# OBJECTIVE
Reproduce exactly, with no pictures, each line from the opening of the material down through the line containing "const CURRENT_STEP = 3;".

###

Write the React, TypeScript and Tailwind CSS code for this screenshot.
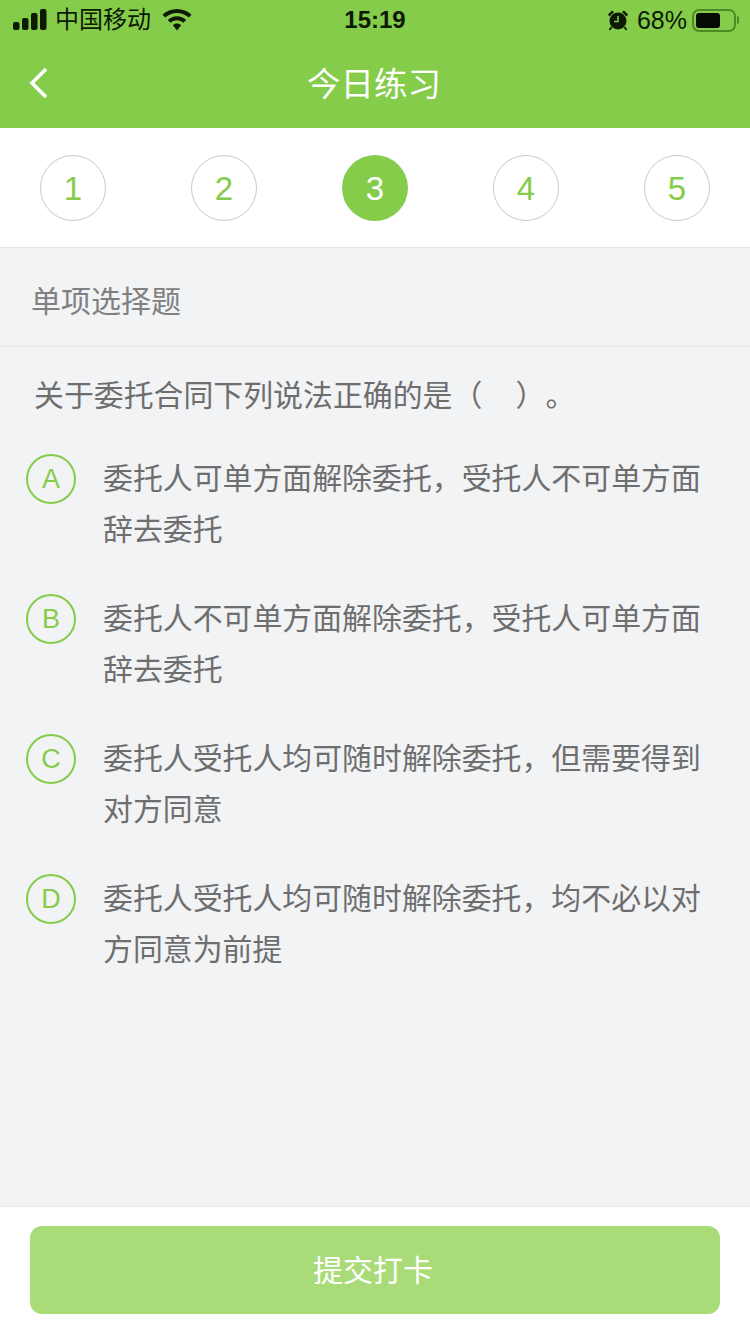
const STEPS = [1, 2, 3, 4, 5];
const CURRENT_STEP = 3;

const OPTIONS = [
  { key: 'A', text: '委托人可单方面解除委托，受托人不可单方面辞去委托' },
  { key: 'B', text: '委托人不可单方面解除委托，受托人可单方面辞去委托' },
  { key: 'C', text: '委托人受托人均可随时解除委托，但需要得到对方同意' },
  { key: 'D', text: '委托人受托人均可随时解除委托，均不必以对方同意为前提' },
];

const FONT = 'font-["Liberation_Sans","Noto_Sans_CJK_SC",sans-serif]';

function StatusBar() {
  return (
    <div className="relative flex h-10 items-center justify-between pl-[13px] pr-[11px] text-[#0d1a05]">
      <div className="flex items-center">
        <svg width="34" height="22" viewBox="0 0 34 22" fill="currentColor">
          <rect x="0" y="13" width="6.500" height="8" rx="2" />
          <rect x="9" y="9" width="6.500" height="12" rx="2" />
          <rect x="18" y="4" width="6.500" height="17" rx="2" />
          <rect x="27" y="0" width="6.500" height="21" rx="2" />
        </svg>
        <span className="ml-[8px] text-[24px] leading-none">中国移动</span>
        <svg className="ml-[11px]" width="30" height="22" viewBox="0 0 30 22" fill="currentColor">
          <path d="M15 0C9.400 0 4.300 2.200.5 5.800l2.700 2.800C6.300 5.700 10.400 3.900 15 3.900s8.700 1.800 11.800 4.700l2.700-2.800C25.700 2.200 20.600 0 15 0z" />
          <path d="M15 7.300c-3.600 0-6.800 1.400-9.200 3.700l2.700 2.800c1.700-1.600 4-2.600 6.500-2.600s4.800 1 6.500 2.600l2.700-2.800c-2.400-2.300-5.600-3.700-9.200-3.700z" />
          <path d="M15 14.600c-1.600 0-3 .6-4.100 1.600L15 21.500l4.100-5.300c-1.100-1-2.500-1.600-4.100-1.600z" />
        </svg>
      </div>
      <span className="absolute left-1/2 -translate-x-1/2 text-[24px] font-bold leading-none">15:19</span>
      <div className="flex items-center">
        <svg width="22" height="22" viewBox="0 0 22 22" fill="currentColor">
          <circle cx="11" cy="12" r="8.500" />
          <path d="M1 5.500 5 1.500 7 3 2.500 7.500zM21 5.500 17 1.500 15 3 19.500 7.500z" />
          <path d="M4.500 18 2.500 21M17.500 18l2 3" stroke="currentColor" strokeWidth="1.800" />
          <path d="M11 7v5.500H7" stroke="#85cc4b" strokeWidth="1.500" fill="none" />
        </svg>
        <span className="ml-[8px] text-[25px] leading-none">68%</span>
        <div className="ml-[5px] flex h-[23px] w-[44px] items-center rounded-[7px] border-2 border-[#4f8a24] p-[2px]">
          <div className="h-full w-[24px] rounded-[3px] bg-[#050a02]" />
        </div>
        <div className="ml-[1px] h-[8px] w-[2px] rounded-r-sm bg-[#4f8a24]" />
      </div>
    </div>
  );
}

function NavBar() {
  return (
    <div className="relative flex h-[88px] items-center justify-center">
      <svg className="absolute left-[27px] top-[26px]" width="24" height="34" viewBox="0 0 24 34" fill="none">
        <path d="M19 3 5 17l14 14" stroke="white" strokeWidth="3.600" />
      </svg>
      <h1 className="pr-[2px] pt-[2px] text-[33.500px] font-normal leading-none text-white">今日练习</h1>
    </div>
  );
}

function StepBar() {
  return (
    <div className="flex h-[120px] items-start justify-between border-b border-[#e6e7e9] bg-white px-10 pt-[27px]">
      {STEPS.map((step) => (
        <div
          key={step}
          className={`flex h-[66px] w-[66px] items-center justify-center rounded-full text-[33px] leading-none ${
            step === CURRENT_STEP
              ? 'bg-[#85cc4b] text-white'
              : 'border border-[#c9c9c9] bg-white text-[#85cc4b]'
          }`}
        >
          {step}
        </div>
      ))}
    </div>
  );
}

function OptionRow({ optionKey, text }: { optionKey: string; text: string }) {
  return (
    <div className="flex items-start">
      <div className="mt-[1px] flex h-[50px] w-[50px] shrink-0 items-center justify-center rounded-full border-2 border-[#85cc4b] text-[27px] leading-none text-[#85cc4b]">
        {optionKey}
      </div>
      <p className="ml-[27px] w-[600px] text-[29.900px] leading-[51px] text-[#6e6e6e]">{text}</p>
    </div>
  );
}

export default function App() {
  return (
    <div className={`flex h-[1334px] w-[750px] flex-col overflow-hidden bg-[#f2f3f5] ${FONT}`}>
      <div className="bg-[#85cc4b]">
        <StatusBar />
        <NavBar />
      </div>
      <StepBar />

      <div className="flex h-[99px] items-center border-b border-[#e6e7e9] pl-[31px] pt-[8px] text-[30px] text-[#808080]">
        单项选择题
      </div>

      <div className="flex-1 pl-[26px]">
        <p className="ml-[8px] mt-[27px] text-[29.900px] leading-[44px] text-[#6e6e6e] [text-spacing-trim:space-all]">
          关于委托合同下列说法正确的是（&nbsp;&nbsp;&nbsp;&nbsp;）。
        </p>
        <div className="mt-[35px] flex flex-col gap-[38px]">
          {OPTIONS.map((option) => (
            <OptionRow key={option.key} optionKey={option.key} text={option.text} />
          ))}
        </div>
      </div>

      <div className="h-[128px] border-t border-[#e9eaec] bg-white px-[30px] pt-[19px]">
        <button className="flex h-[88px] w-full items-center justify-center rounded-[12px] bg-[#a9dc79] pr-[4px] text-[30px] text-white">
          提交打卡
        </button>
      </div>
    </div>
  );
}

###

# RESPONSE TO THE EXERCISE
Write the React, TypeScript and Tailwind CSS code for this screenshot.
const STEPS = [1, 2, 3, 4, 5];
const CURRENT_STEP = 3;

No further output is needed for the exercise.